2. The apparatus (100) according to claim 1, wherein the apparatus (100) comprises a support device including one or more biasing means (140) for applying a mechanical force against the sleeve (130) to keep it in position in the tube prior to building the pressure in the tube.

3. A downhole tool (1) conveyable on a coiled tubing string, the downhole tool including the apparatus (100) according to any one of the preceding claims.

4. A method of holding a line for a downhole tool (1) in a wellbore reliably connected to the tool, the method comp rising the steps of:

- providing the apparatus (100) according to any one of claims 1 to 2 or the downhole tool according to claim 3; and

- engaging the movable holding device (110) with the blocking device (121) of the movable locking device (120), so as to restrict movement of the movable holding device (110) from moving and thereby moving the movable holding device into its locked state.

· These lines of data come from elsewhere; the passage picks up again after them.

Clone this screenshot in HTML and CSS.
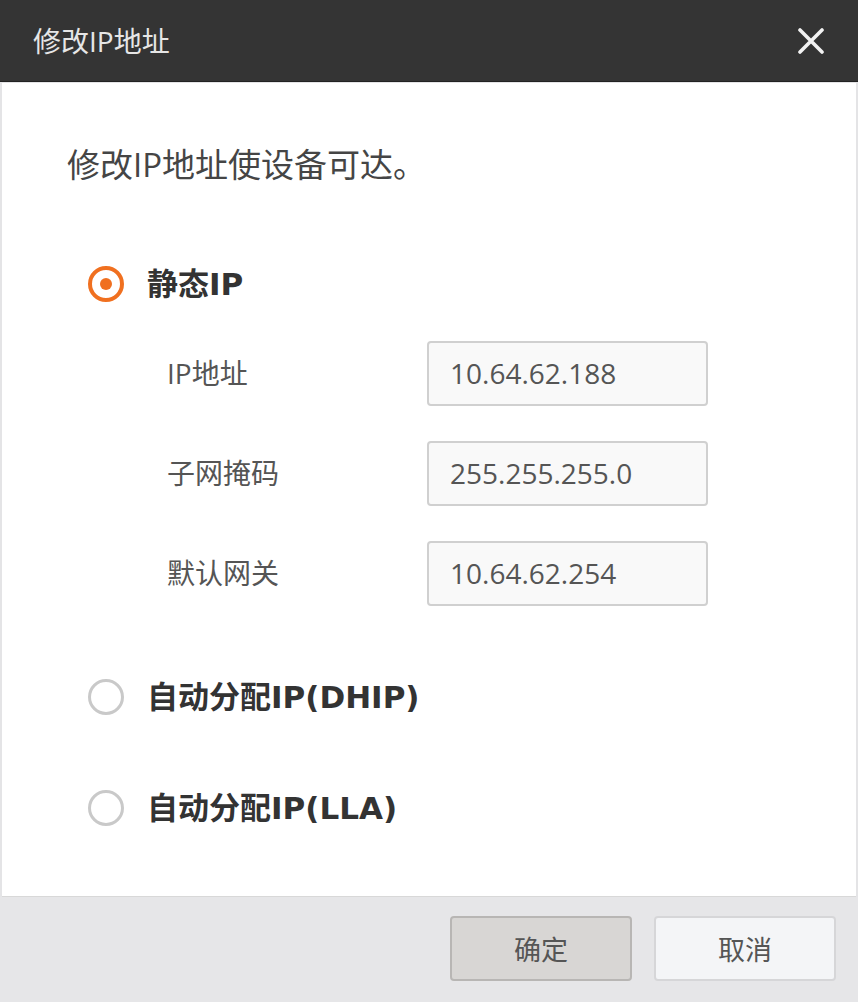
FILE: index.html
```html
<!DOCTYPE html>
<html lang="zh-CN">
<head>
<meta charset="utf-8">
<title>修改IP地址</title>
<link rel="stylesheet" href="styles.css">
</head>
<body>
<div class="dialog">
  <header class="dlg-header">
    <span class="dlg-title">修改IP地址</span>
    <svg class="dlg-close" width="26" height="26" viewBox="0 0 26 26" aria-hidden="true">
      <path d="M2 2 L24 24 M24 2 L2 24" stroke="#f2f2f2" stroke-width="3.6" stroke-linecap="round" fill="none"/>
    </svg>
  </header>
  <main class="dlg-body">
    <p class="desc">修改IP地址使设备可达。</p>

    <div class="option">
      <span class="radio checked"></span>
      <span class="opt-label">静态IP</span>
    </div>

    <div class="fields">
      <div class="field">
        <span class="field-label">IP地址</span>
        <div class="input">10.64.62.188</div>
      </div>
      <div class="field">
        <span class="field-label">子网掩码</span>
        <div class="input">255.255.255.0</div>
      </div>
      <div class="field">
        <span class="field-label">默认网关</span>
        <div class="input">10.64.62.254</div>
      </div>
    </div>

    <div class="option opt-dhip">
      <span class="radio"></span>
      <span class="opt-label">自动分配IP(DHIP)</span>
    </div>

    <div class="option opt-lla">
      <span class="radio"></span>
      <span class="opt-label">自动分配IP(LLA)</span>
    </div>
  </main>
  <footer class="dlg-footer">
    <button class="btn btn-ok">确定</button>
    <button class="btn btn-cancel">取消</button>
  </footer>
</div>
</body>
</html>
```

FILE: styles.css
```css
html, body {
  margin: 0;
  padding: 0;
}
body {
  width: 858px;
  height: 1002px;
  background: #e4e4e6;
  font-family: "Open Sans", "Noto Sans CJK SC", sans-serif;
  overflow: hidden;
}
.dialog {
  display: flex;
  flex-direction: column;
  height: 1002px;
}
.dlg-header {
  height: 81px;
  background: #343434;
  border-bottom: 1px solid #222;
  display: flex;
  align-items: center;
  justify-content: space-between;
  padding: 0 34px 0 33px;
  flex: none;
}
.dlg-title {
  color: #e6e6e6;
  font-size: 28px;
  line-height: 34px;
  font-family: "Open Sans", "Noto Sans CJK SC", sans-serif;
}
.dlg-close {
  display: block;
}
.dlg-body {
  background: #fff;
  margin: 1px 2px 0 2px;
  height: 813px;
  padding: 0 0 0 65px;
  flex: none;
  border-bottom: 1px solid #d8d8d8;
}
.desc {
  margin: 0;
  padding-top: 61px;
  font-size: 33px;
  line-height: 42px;
  color: #454545;
}
.option {
  display: flex;
  align-items: center;
  height: 40px;
  margin-left: 21px;
  margin-top: 78px;
}
.radio {
  box-sizing: border-box;
  width: 36px;
  height: 36px;
  border-radius: 50%;
  border: 3px solid #c9c9c9;
  background: #fff;
  flex: none;
  display: flex;
  align-items: center;
  justify-content: center;
}
.radio.checked {
  border: 4px solid #f07020;
}
.radio.checked::after {
  content: "";
  width: 12px;
  height: 12px;
  border-radius: 50%;
  background: #f07020;
}
.opt-label {
  margin-left: 23px;
  font-family: "DejaVu Sans", "Noto Sans CJK SC", sans-serif;
  font-weight: bold;
  font-size: 31px;
  line-height: 40px;
  color: #333;
}
.fields {
  display: flex;
  flex-direction: column;
  gap: 36px;
  margin-top: 37px;
  margin-left: 100px;
}
.field {
  display: flex;
  align-items: center;
  height: 64px;
}
.field-label {
  width: 260px;
  font-size: 28px;
  line-height: 36px;
  color: #555;
}
.input {
  box-sizing: border-box;
  width: 281px;
  height: 65px;
  border: 2px solid #d0d0d0;
  border-radius: 4px;
  background: #f9f9f9;
  padding-left: 21px;
  display: flex;
  align-items: center;
  font-size: 28px;
  color: #555;
}
.opt-dhip {
  margin-top: 72px;
}
.opt-lla {
  margin-top: 71px;
}
.dlg-footer {
  flex: 1;
  background: #e6e6e8;
  display: flex;
  justify-content: flex-end;
  align-items: flex-start;
  gap: 22px;
  padding: 19px 22px 0 0;
}
.btn {
  box-sizing: border-box;
  width: 182px;
  height: 65px;
  border-radius: 4px;
  font-family: "Open Sans", "Noto Sans CJK SC", sans-serif;
  font-size: 27px;
  color: #555;
  padding: 0;
}
.btn-ok {
  background: #d8d6d4;
  border: 2px solid #b8b6b4;
}
.btn-cancel {
  background: #f4f5f7;
  border: 2px solid #d6d6d8;
}
```
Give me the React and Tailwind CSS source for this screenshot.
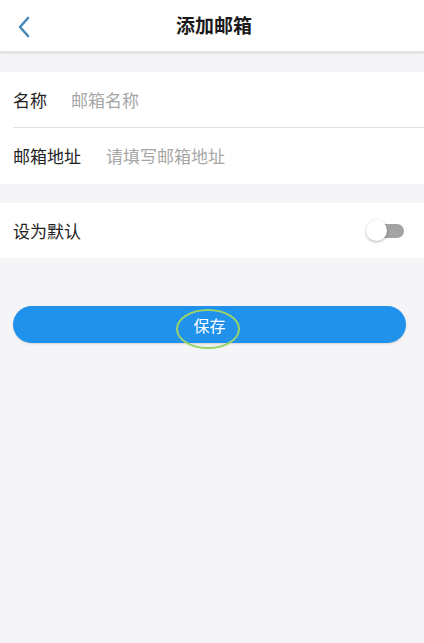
import React, { useState } from 'react';

const font = { fontFamily: '"Noto Sans CJK SC", "Noto Sans", sans-serif' };

const FieldRow = ({ label, placeholder, gap, bordered }) => (
  <div className="flex items-stretch pl-[13px]">
    <div className={`flex flex-1 items-center h-[56px] ${bordered ? 'border-b border-[#e2e2e4]' : ''}`}>
      <span className={`text-[17px] text-[#222] ${gap}`}>{label}</span>
      <input
        className="flex-1 bg-transparent text-[17px] text-[#222] outline-none placeholder:text-[#a6a6a6]"
        placeholder={placeholder}
        style={font}
      />
    </div>
  </div>
);

const App = () => {
  const [isDefault, setIsDefault] = useState(false);

  return (
    <div className="w-[424px] h-[643px] bg-[#f5f5f7] overflow-hidden" style={font}>
      {/* nav bar */}
      <div className="relative flex items-center justify-center h-[52px] bg-white shadow-[0_1px_3px_rgba(0,0,0,0.12)] border-b border-[#e4e4e4]">
        <button className="absolute left-[12px] top-[11px] p-1">
          <svg width="16" height="24" viewBox="0 0 16 24" fill="none">
            <path d="M12 3 L4 12 L12 21" stroke="#4a8ab8" strokeWidth="2.6" strokeLinecap="round" strokeLinejoin="round" />
          </svg>
        </button>
        <h1 className="text-[19px] font-bold text-[#1a1a1a] pl-[4px]">添加邮箱</h1>
      </div>

      {/* form fields */}
      <div className="mt-[20px] bg-white">
        <FieldRow label="名称" placeholder="邮箱名称" gap="mr-[24px]" bordered />
        <FieldRow label="邮箱地址" placeholder="请填写邮箱地址" gap="mr-[25px]" />
      </div>

      {/* default switch */}
      <div className="mt-[19px] bg-white flex items-center justify-between h-[55px] pl-[13px] pr-[20px]">
        <span className="text-[17px] text-[#222]">设为默认</span>
        <button
          onClick={() => setIsDefault(!isDefault)}
          className="relative w-[38px] h-[22px] flex items-center"
        >
          <span className={`absolute right-0 w-[28px] h-[14px] rounded-full ${isDefault ? 'bg-[#9ccaf5]' : 'bg-[#a3a3a3]'}`} />
          <span className={`absolute w-[21px] h-[21px] rounded-full bg-white shadow-[0_1px_3px_rgba(0,0,0,0.3)] ${isDefault ? 'left-[17px]' : 'left-0'}`} />
        </button>
      </div>

      {/* save button */}
      <div className="pl-[13px] pr-[18px] mt-[48px]">
        <button className="relative w-full h-[37px] rounded-full bg-[#2092ec] flex items-center justify-center shadow-[0_1px_2px_rgba(0,0,0,0.15)]">
          <span className="text-[16px] text-white">保存</span>
          <span className="absolute left-[163px] top-[3px] w-[64px] h-[40px] rounded-[50%] border-2 border-[#9ad36a]" />
        </button>
      </div>
    </div>
  );
};

export default App;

5. The method according to claim 4 further comprising the steps of:

- landing the object (150) on the seat (131) of the sleeve (130), thereby blocking the flow path (160) in the tube;

- moving the sleeve (130) by application of fluid pressure and thereby

- operating the movable locking device (120) from its locking state to its releasing state by freeing the blocking device (121) from engagement with the holding device (110); and

- pulling the line (11) out of the tool (1) together with the holding device (110).